A PID (proportional-integral-derivative) controller is a control loop mechanism that is widely used in industrial control systems and other applications requiring continuously modulated control. The basic idea behind a PID controller is to read a sensor, then compute the desired actuator output by calculating proportional, integral, and derivative responses and summing those three components. The three terms of the PID controller are:

• Proportional (P): This term produces an output that is proportional to the current error value, which is the difference between the desired setpoint and the measured process variable. The proportional term is responsible for reducing the steady-state error of the system.

• Integral (I): This term produces an output that is proportional to the accumulated error over time. The integral term is responsible for reducing the residual error of the system.

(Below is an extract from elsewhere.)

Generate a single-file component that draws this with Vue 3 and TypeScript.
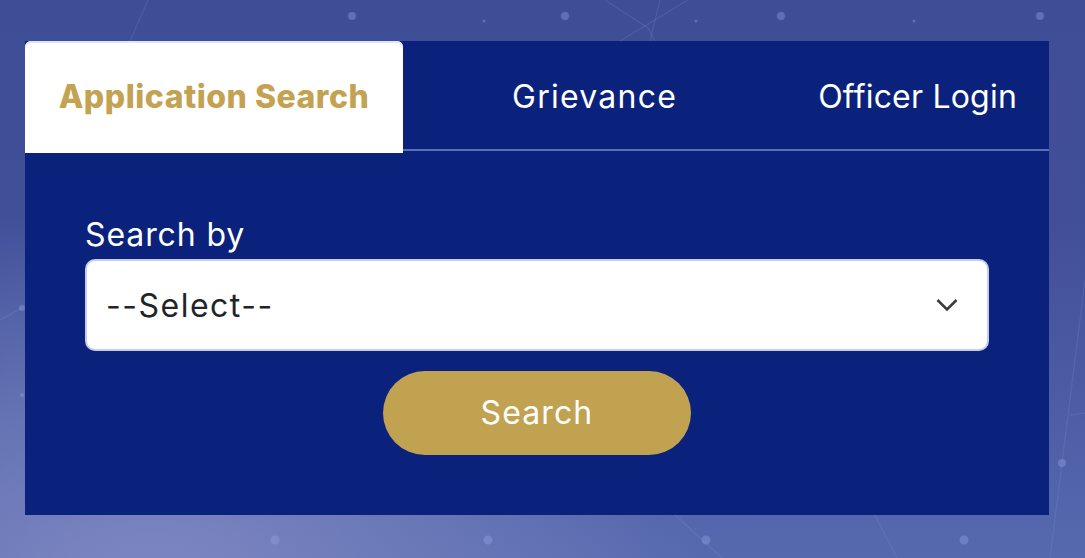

• Derivative (D): This term produces an output that is proportional to the rate of change of the error. The derivative term is responsible for reducing the overshoot and settling time of the system.

The PID controller continuously calculates an error value as the difference between a desired setpoint and a measured process variable and applies a correction based on proportional, integral, and derivative terms. The controllers PID algorithm restores the measured variable to the desired value with minimal delay and overshoot by increasing or decreasing the control output in a controlled manner. PID controllers are widely used in industry to regulate temperature, flow, pressure, speed, and other process variables. While simple in theory, design and implementation of PID controllers can be difficult and time-consuming in practice.